Code that builds pages
-------

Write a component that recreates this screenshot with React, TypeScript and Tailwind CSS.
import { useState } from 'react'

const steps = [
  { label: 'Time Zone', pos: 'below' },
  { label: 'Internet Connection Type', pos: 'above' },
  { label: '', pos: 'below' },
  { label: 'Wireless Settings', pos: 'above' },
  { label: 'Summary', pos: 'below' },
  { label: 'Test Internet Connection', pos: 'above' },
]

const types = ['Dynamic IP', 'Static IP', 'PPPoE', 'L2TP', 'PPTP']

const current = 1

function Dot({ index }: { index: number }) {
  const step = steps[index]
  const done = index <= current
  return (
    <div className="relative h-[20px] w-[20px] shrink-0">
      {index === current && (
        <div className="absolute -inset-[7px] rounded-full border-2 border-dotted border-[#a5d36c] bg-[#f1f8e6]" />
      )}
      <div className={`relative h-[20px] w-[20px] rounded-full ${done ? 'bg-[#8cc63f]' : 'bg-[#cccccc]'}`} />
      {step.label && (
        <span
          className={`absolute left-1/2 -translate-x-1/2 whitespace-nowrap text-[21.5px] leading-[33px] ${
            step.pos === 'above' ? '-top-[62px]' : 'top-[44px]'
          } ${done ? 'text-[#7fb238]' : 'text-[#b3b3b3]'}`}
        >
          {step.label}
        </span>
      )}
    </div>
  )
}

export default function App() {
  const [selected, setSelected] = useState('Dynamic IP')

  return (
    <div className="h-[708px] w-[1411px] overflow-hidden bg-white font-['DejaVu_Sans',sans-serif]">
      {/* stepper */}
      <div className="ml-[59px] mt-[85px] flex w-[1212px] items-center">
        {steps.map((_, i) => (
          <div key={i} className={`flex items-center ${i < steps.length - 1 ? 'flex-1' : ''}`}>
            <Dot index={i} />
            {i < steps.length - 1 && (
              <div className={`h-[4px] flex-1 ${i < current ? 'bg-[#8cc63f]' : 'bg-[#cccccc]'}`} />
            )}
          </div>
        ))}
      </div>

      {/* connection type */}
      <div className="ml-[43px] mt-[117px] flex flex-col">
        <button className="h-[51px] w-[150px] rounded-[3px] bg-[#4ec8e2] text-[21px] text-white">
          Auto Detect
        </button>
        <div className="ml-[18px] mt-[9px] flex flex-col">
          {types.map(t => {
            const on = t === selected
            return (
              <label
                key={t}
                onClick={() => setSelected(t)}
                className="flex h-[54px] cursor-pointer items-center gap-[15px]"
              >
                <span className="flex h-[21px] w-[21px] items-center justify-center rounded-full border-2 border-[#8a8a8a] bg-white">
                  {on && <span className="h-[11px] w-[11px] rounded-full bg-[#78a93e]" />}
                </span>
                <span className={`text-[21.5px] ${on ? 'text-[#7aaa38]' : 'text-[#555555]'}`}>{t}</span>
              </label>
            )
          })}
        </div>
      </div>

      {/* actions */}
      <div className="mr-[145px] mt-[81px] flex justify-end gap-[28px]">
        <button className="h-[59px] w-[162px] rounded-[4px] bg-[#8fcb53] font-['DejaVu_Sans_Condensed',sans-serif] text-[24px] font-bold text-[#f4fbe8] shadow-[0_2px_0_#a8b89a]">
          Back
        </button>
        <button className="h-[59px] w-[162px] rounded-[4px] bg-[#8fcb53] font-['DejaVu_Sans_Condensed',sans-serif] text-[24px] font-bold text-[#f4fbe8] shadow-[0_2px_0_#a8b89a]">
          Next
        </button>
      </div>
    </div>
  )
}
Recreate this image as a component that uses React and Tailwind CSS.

-------

## Work to complete:
Take the material above and return all of it exactly.

## Result of this task:
Write a component that recreates this screenshot with React, TypeScript and Tailwind CSS.
import { useState } from 'react'

const steps = [
  { label: 'Time Zone', pos: 'below' },
  { label: 'Internet Connection Type', pos: 'above' },
  { label: '', pos: 'below' },
  { label: 'Wireless Settings', pos: 'above' },
  { label: 'Summary', pos: 'below' },
  { label: 'Test Internet Connection', pos: 'above' },
]

const types = ['Dynamic IP', 'Static IP', 'PPPoE', 'L2TP', 'PPTP']

const current = 1

function Dot({ index }: { index: number }) {
  const step = steps[index]
  const done = index <= current
  return (
    <div className="relative h-[20px] w-[20px] shrink-0">
      {index === current && (
        <div className="absolute -inset-[7px] rounded-full border-2 border-dotted border-[#a5d36c] bg-[#f1f8e6]" />
      )}
      <div className={`relative h-[20px] w-[20px] rounded-full ${done ? 'bg-[#8cc63f]' : 'bg-[#cccccc]'}`} />
      {step.label && (
        <span
          className={`absolute left-1/2 -translate-x-1/2 whitespace-nowrap text-[21.5px] leading-[33px] ${
            step.pos === 'above' ? '-top-[62px]' : 'top-[44px]'
          } ${done ? 'text-[#7fb238]' : 'text-[#b3b3b3]'}`}
        >
          {step.label}
        </span>
      )}
    </div>
  )
}

export default function App() {
  const [selected, setSelected] = useState('Dynamic IP')

  return (
    <div className="h-[708px] w-[1411px] overflow-hidden bg-white font-['DejaVu_Sans',sans-serif]">
      {/* stepper */}
      <div className="ml-[59px] mt-[85px] flex w-[1212px] items-center">
        {steps.map((_, i) => (
          <div key={i} className={`flex items-center ${i < steps.length - 1 ? 'flex-1' : ''}`}>
            <Dot index={i} />
            {i < steps.length - 1 && (
              <div className={`h-[4px] flex-1 ${i < current ? 'bg-[#8cc63f]' : 'bg-[#cccccc]'}`} />
            )}
          </div>
        ))}
      </div>

      {/* connection type */}
      <div className="ml-[43px] mt-[117px] flex flex-col">
        <button className="h-[51px] w-[150px] rounded-[3px] bg-[#4ec8e2] text-[21px] text-white">
          Auto Detect
        </button>
        <div className="ml-[18px] mt-[9px] flex flex-col">
          {types.map(t => {
            const on = t === selected
            return (
              <label
                key={t}
                onClick={() => setSelected(t)}
                className="flex h-[54px] cursor-pointer items-center gap-[15px]"
              >
                <span className="flex h-[21px] w-[21px] items-center justify-center rounded-full border-2 border-[#8a8a8a] bg-white">
                  {on && <span className="h-[11px] w-[11px] rounded-full bg-[#78a93e]" />}
                </span>
                <span className={`text-[21.5px] ${on ? 'text-[#7aaa38]' : 'text-[#555555]'}`}>{t}</span>
              </label>
            )
          })}
        </div>
      </div>

      {/* actions */}
      <div className="mr-[145px] mt-[81px] flex justify-end gap-[28px]">
        <button className="h-[59px] w-[162px] rounded-[4px] bg-[#8fcb53] font-['DejaVu_Sans_Condensed',sans-serif] text-[24px] font-bold text-[#f4fbe8] shadow-[0_2px_0_#a8b89a]">
          Back
        </button>
        <button className="h-[59px] w-[162px] rounded-[4px] bg-[#8fcb53] font-['DejaVu_Sans_Condensed',sans-serif] text-[24px] font-bold text-[#f4fbe8] shadow-[0_2px_0_#a8b89a]">
          Next
        </button>
      </div>
    </div>
  )
}
Recreate this image as a component that uses React and Tailwind CSS.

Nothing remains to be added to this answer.